Milano, 1960. Manifestazione degli elettromeccanici
Il secondo terreno di conflitti e tensioni è quello che viene generalmente definito come la catena logistica del trasporto merci. E nonostante le differenze, si tratta di un luogo contiguo al primo per due ragioni principali: l’esercizio di un servizio di manipolazione e trasporto di una merce, sia essa il cibo o un pacco di Amazon, e una polarizzazione estrema che passa dall’ipertecnologizzazione delle attività logistiche-distributive da un lato a una perversa deregolamentazione dei diritti più elementari in tema di lavoro dall’altro (si pensi al “modello Amazon” e al rifiuto di riconoscere qualsiasi forma di negoziazione con i sindacati).
I conflitti in questi ambiti evidenziano una questione centrale più volte ribadita dagli studiosi, vale a dire la posizione strategica occupata nel capitalismo reticolare contemporaneo dai lavoratori della logistica e da quelli che movimentano le merci. Un libro uscito di recente parla non a caso di “choke points”, nodi critici e fragili delle catene di fornitura capitalistica in cui sono posizionati gruppi di lavoratori alle prese con lotte e conflitti che sfidano gli stessi principi di accumulazione del capitalismo globale, basati sulla circolazione di beni senza soluzione di continuità e sui processi di accelerazione dei flussi di merci.
Prima di riflettere sulle mutevoli dinamiche di subordinazione e sfruttamento nel mondo del lavoro in questo o quel settore, e sulle relative istanze portate avanti, occorre tuttavia fare un passo indietro e ribadire un principio di natura concettuale: è necessario introdurre la categoria di “conflitto” quando si parla di lavoro (magari evitando retoriche vittimistiche e narrazioni superficiali che tendono a dipingere gli attori principali di queste lotte come dei subalterni). Non si può prescindere dall’uno senza l’altro. È opportuno mettere questa parola di nuovo al centro delle analisi sui mutamenti dei rapporti di lavoro in relazione ai meccanismi di accumulazione della ricchezza nell’economia contemporanea, e riflettere, da un lato, su come questi meccanismi incidono sulle condizioni di vita delle persone coinvolte direttamente, dall’altro su come, dove, perché e in che misura queste persone esprimono o meno istanze di emancipazione collettiva capaci di restituire dignità al lavoro.

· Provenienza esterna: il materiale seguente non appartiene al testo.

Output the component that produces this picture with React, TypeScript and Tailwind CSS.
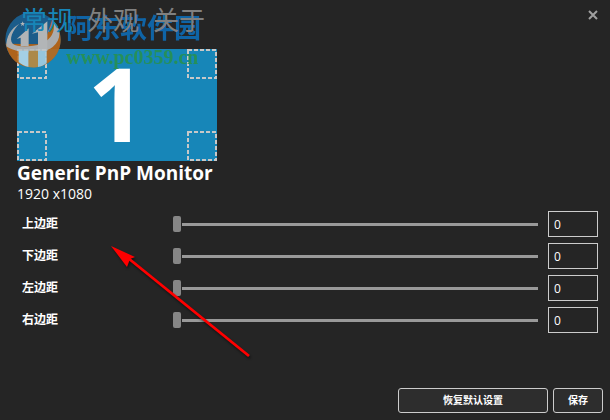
import React, { useState } from 'react';

const TABS = ['常规', '外观', '关于'];

const MARGINS = [
  { id: 'top', label: '上边距' },
  { id: 'bottom', label: '下边距' },
  { id: 'left', label: '左边距' },
  { id: 'right', label: '右边距' },
];

const SiteLogo: React.FC = () => (
  <svg width="58" height="58" viewBox="0 0 174 174" aria-hidden="true">
    <circle cx="87" cy="86" r="83" fill="#1a6395" />
    {/* lower half and the right edge */}
    <path d="M5 98C14 145 46 169 87 169C134 169 170 132 170 86C170 62 160 40 144 26L120 100Z" fill="#bd6a1a" />
    {/* light swoosh running round the inner disc */}
    <path d="M46 38C22 52 6 76 7 106C40 128 110 134 146 108C174 86 172 50 146 28C158 60 140 88 112 98C84 108 40 110 26 98C14 84 26 58 46 38Z" fill="#b9bcbe" />
    {/* two rising bars */}
    <path d="M38 84L74 52V106H50V80Z" fill="#c2c5c7" />
    <path d="M84 68L130 31V120H102V64Z" fill="#c2c5c7" />
    <path d="M44 119H74V168C62 166 50 159 44 153Z" fill="#b4d9ea" />
    <path d="M74 119H102V168C92 170 82 169 74 168Z" fill="#bd8a3e" />
    <path d="M102 119H128V157C120 163 111 167 102 168Z" fill="#a4cde2" />
    <path d="M56 31L58 36L63 37L59 40L60 45L56 42L51 45L53 40L48 37L54 36Z" fill="#c2c5c7" />
  </svg>
);

const Watermark: React.FC = () => (
  <div className="pointer-events-none absolute top-[11px] left-1 flex items-start opacity-90">
    <SiteLogo />
    <div className="flex flex-col whitespace-nowrap pl-1 font-['Liberation_Serif','Noto_Sans_CJK_SC',serif] font-bold">
      <span className="text-[27px] leading-9 text-[#0d6bb5]">阿东软件园</span>
      <span className="text-xl leading-5 text-[#279150]">www.pc0359.cn</span>
    </div>
  </div>
);

const Corner: React.FC = () => (
  <svg className="size-[30px]" viewBox="0 0 30 30" aria-hidden="true">
    <rect x="1" y="1" width="28" height="28" fill="none" stroke="#c8c8c8" strokeWidth="2" strokeDasharray="4 2" />
  </svg>
);

const Arrow: React.FC = () => (
  <svg
    className="pointer-events-none absolute top-[244px] left-[110px] drop-shadow-[1px_2px_1px_rgba(0,0,0,0.5)]"
    width="142"
    height="116"
    viewBox="0 0 142 116"
    aria-hidden="true"
  >
    <path d="M18 14L139 112" stroke="#f00" strokeWidth="2.8" />
    <path d="M1 2L25 13L20 15L17 23Z" fill="#f00" />
  </svg>
);

interface MarginRowProps {
  id: string;
  label: string;
}

const MarginRow: React.FC<MarginRowProps> = ({ id, label }) => {
  const [value, setValue] = useState('0');

  return (
    <div className="flex h-8 items-center">
      <label htmlFor={id} className="w-[151px] text-xs font-bold">
        {label}
      </label>
      <input
        id={id}
        type="range"
        min={0}
        max={500}
        value={Number(value) || 0}
        onChange={(e) => setValue(e.target.value)}
        className="h-4 min-w-0 flex-1 appearance-none bg-transparent [&::-webkit-slider-runnable-track]:h-[3px] [&::-webkit-slider-runnable-track]:bg-[#999999] [&::-webkit-slider-thumb]:-mt-[7px] [&::-webkit-slider-thumb]:h-4 [&::-webkit-slider-thumb]:w-2 [&::-webkit-slider-thumb]:appearance-none [&::-webkit-slider-thumb]:rounded-xs [&::-webkit-slider-thumb]:bg-[#868686] [&::-webkit-slider-thumb]:shadow-[1px_0_0_#252525]"
      />
      <input
        type="text"
        aria-label={label}
        value={value}
        onChange={(e) => setValue(e.target.value)}
        className="ml-2.5 h-[26px] w-[50px] border border-[#cccccc] bg-transparent px-[5px] text-xs text-white"
      />
    </div>
  );
};

const App: React.FC = () => {
  const [tab, setTab] = useState(TABS[0]);

  return (
    <div className="relative flex min-h-screen flex-col bg-[#252525] font-['Open_Sans','Noto_Sans_CJK_SC',sans-serif] text-white">
      <header className="z-10 flex items-start justify-between pt-1 pr-3 pl-[21px]">
        <nav className="flex gap-3.5">
          {TABS.map((name) => (
            <button
              key={name}
              onClick={() => setTab(name)}
              className={`text-[26px] leading-8 ${name === tab ? 'text-[#1786b8]' : 'text-[#808080]'}`}
            >
              {name}
            </button>
          ))}
        </nav>
        <button aria-label="关闭" className="mt-1.5">
          <svg width="10" height="10" viewBox="0 0 10 10">
            <path d="M1 1L9 9M9 1L1 9" stroke="#a0a0a0" strokeWidth="2" />
          </svg>
        </button>
      </header>

      <main className="px-3 pt-[13px] pl-[17px]">
        <div className="grid h-28 w-[200px] grid-cols-[30px_1fr_30px] bg-[#1786b8]">
          <div className="flex flex-col justify-between">
            <Corner />
            <Corner />
          </div>
          <div className="flex items-center justify-center pb-1 text-[102px] leading-none font-bold">1</div>
          <div className="flex flex-col justify-between">
            <Corner />
            <Corner />
          </div>
        </div>
        <h1 className="text-[19px] leading-6 font-bold">Generic PnP Monitor</h1>
        <p className="text-sm leading-[18px]">1920 x1080</p>

        <div className="pt-[5px] pl-[5px]">
          {MARGINS.map((m) => (
            <MarginRow key={m.id} id={m.id} label={m.label} />
          ))}
        </div>
      </main>

      <footer className="mt-auto flex justify-end gap-[5px] pr-[7px] pb-[7px] text-[10px] font-bold">
        <button className="h-[25px] w-[150px] rounded-[3px] border border-[#cccccc] bg-[#2d2d2d]">恢复默认设置</button>
        <button className="h-[25px] w-[50px] rounded-[3px] border border-[#cccccc] bg-[#2d2d2d]">保存</button>
      </footer>

      <Watermark />
      <Arrow />
    </div>
  );
};

export default App;
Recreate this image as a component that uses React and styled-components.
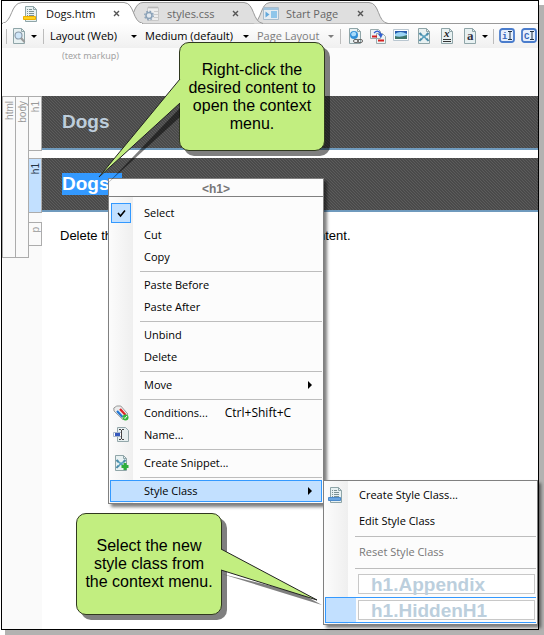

Se si vogliono interpretare le trasformazioni del lavoro in un’epoca segnata dalla rivoluzione tecnologica e digitale bisognerebbe partire da questa semplice, duplice constatazione: lavoro e conflitto, lavoro è conflitto. Nel suo studio sulle trasformazioni storiche dei movimenti operai, Beverly Silver ha sottolineato come Marx e Polanyi affermavano entrambi, seppure in modo diverso, questo dato di fatto: il lavoro è una “merce fittizia”. Di conseguenza, qualsiasi tentativo di considerare gli esseri umani come una merce al pari di ogni altra non può che portare a contestazioni profondamente sentite e forme di resistenza dalla natura ciclica, a fasi, o oscillatoria e ricorsiva. I conflitti sono quindi endemici rispetto al rapporto tra capitale e lavoro, anzi definiscono in teoria tale rapporto. Nel tempo in cui la prestazione di lavoro è sempre più una merce fungibile, svalorizzata, vale la pena ribadirlo. Ancor di più se ci si chiede spesso come cambia il lavoro mentre ci s’interroga raramente su come dovrebbe cambiare il modo di studiare il lavoro che cambia.